-- Extracted entries start --
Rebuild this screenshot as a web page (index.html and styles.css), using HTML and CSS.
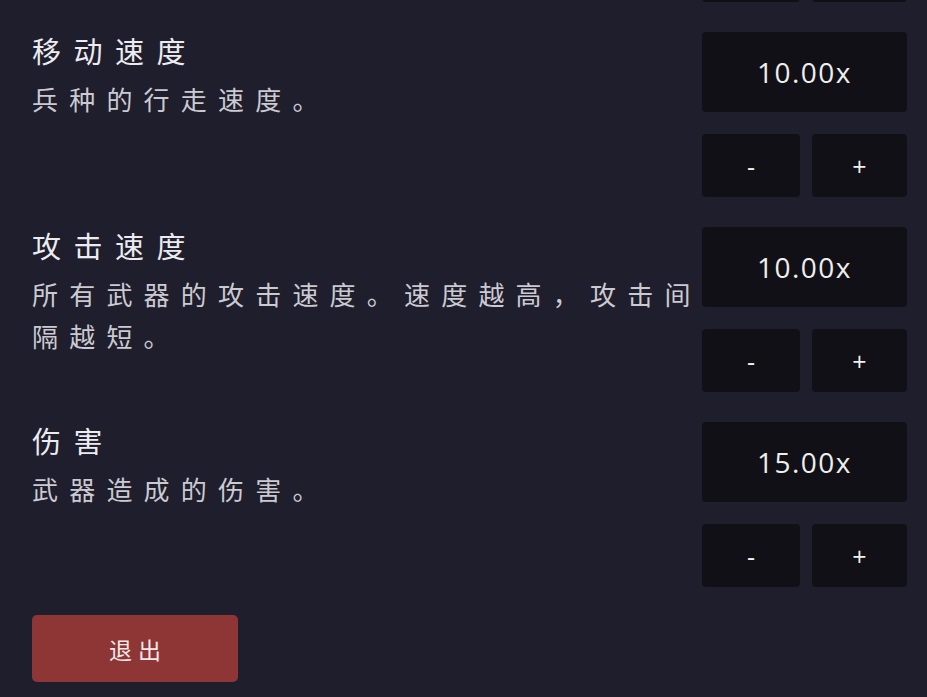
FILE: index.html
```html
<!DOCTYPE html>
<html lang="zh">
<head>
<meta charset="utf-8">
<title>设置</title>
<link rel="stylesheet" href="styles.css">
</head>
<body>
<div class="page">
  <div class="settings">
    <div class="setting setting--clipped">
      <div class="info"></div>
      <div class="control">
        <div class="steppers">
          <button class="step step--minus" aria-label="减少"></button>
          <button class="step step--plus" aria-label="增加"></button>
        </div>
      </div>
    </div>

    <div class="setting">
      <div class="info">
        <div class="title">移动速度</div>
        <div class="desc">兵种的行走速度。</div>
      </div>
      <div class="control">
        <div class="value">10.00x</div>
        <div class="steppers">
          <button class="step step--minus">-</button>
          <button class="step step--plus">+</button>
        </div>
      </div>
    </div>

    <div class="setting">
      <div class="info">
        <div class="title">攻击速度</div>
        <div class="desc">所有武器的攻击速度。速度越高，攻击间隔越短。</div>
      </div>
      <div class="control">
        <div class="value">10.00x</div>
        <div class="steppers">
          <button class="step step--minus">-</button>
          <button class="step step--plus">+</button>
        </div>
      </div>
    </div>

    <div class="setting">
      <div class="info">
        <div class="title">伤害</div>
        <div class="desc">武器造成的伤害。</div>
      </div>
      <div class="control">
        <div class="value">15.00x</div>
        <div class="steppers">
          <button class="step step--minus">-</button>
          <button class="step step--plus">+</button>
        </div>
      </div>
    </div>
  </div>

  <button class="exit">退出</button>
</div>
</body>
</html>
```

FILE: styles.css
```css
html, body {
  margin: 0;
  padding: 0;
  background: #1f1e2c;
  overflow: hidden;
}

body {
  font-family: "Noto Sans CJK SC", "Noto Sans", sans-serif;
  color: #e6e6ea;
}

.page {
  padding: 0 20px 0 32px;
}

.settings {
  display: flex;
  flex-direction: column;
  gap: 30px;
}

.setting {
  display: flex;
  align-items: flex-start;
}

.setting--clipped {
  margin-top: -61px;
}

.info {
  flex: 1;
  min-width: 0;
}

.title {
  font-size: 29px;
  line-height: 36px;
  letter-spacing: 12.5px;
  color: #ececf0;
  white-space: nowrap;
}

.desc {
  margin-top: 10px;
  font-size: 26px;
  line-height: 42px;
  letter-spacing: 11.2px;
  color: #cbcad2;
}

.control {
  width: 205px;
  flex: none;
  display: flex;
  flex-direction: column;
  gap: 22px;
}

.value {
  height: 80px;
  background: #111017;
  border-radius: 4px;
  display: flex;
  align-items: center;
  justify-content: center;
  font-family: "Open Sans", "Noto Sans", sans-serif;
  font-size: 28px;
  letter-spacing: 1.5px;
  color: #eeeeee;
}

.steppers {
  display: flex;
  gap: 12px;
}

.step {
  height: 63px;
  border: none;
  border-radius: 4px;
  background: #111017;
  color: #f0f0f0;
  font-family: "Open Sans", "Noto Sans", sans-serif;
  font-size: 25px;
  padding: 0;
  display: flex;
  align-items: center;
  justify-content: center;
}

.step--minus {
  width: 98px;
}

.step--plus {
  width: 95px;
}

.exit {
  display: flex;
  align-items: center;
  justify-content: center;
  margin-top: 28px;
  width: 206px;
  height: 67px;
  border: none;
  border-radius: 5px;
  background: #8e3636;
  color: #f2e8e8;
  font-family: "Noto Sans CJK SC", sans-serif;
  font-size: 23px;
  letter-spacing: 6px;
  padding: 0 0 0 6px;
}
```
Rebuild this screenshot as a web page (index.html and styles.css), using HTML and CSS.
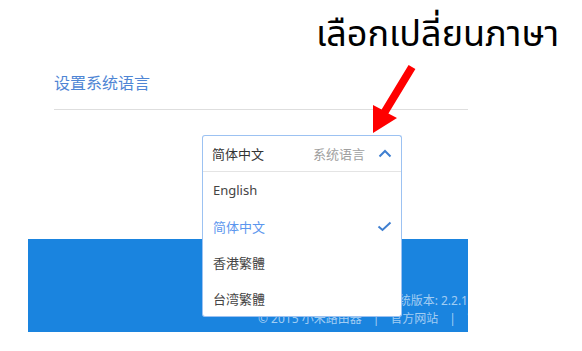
-- Extracted entries end --
What is being asked ▸
Repeat the material verbatim. Do not carry over any picture.

Answer ▸
Rebuild this screenshot as a web page (index.html and styles.css), using HTML and CSS.
FILE: index.html
```html
<!DOCTYPE html>
<html lang="zh">
<head>
<meta charset="utf-8">
<title>设置</title>
<link rel="stylesheet" href="styles.css">
</head>
<body>
<div class="page">
  <div class="settings">
    <div class="setting setting--clipped">
      <div class="info"></div>
      <div class="control">
        <div class="steppers">
          <button class="step step--minus" aria-label="减少"></button>
          <button class="step step--plus" aria-label="增加"></button>
        </div>
      </div>
    </div>

    <div class="setting">
      <div class="info">
        <div class="title">移动速度</div>
        <div class="desc">兵种的行走速度。</div>
      </div>
      <div class="control">
        <div class="value">10.00x</div>
        <div class="steppers">
          <button class="step step--minus">-</button>
          <button class="step step--plus">+</button>
        </div>
      </div>
    </div>

    <div class="setting">
      <div class="info">
        <div class="title">攻击速度</div>
        <div class="desc">所有武器的攻击速度。速度越高，攻击间隔越短。</div>
      </div>
      <div class="control">
        <div class="value">10.00x</div>
        <div class="steppers">
          <button class="step step--minus">-</button>
          <button class="step step--plus">+</button>
        </div>
      </div>
    </div>

    <div class="setting">
      <div class="info">
        <div class="title">伤害</div>
        <div class="desc">武器造成的伤害。</div>
      </div>
      <div class="control">
        <div class="value">15.00x</div>
        <div class="steppers">
          <button class="step step--minus">-</button>
          <button class="step step--plus">+</button>
        </div>
      </div>
    </div>
  </div>

  <button class="exit">退出</button>
</div>
</body>
</html>
```

FILE: styles.css
```css
html, body {
  margin: 0;
  padding: 0;
  background: #1f1e2c;
  overflow: hidden;
}

body {
  font-family: "Noto Sans CJK SC", "Noto Sans", sans-serif;
  color: #e6e6ea;
}

.page {
  padding: 0 20px 0 32px;
}

.settings {
  display: flex;
  flex-direction: column;
  gap: 30px;
}

.setting {
  display: flex;
  align-items: flex-start;
}

.setting--clipped {
  margin-top: -61px;
}

.info {
  flex: 1;
  min-width: 0;
}

.title {
  font-size: 29px;
  line-height: 36px;
  letter-spacing: 12.5px;
  color: #ececf0;
  white-space: nowrap;
}

.desc {
  margin-top: 10px;
  font-size: 26px;
  line-height: 42px;
  letter-spacing: 11.2px;
  color: #cbcad2;
}

.control {
  width: 205px;
  flex: none;
  display: flex;
  flex-direction: column;
  gap: 22px;
}

.value {
  height: 80px;
  background: #111017;
  border-radius: 4px;
  display: flex;
  align-items: center;
  justify-content: center;
  font-family: "Open Sans", "Noto Sans", sans-serif;
  font-size: 28px;
  letter-spacing: 1.5px;
  color: #eeeeee;
}

.steppers {
  display: flex;
  gap: 12px;
}

.step {
  height: 63px;
  border: none;
  border-radius: 4px;
  background: #111017;
  color: #f0f0f0;
  font-family: "Open Sans", "Noto Sans", sans-serif;
  font-size: 25px;
  padding: 0;
  display: flex;
  align-items: center;
  justify-content: center;
}

.step--minus {
  width: 98px;
}

.step--plus {
  width: 95px;
}

.exit {
  display: flex;
  align-items: center;
  justify-content: center;
  margin-top: 28px;
  width: 206px;
  height: 67px;
  border: none;
  border-radius: 5px;
  background: #8e3636;
  color: #f2e8e8;
  font-family: "Noto Sans CJK SC", sans-serif;
  font-size: 23px;
  letter-spacing: 6px;
  padding: 0 0 0 6px;
}
```
Rebuild this screenshot as a web page (index.html and styles.css), using HTML and CSS.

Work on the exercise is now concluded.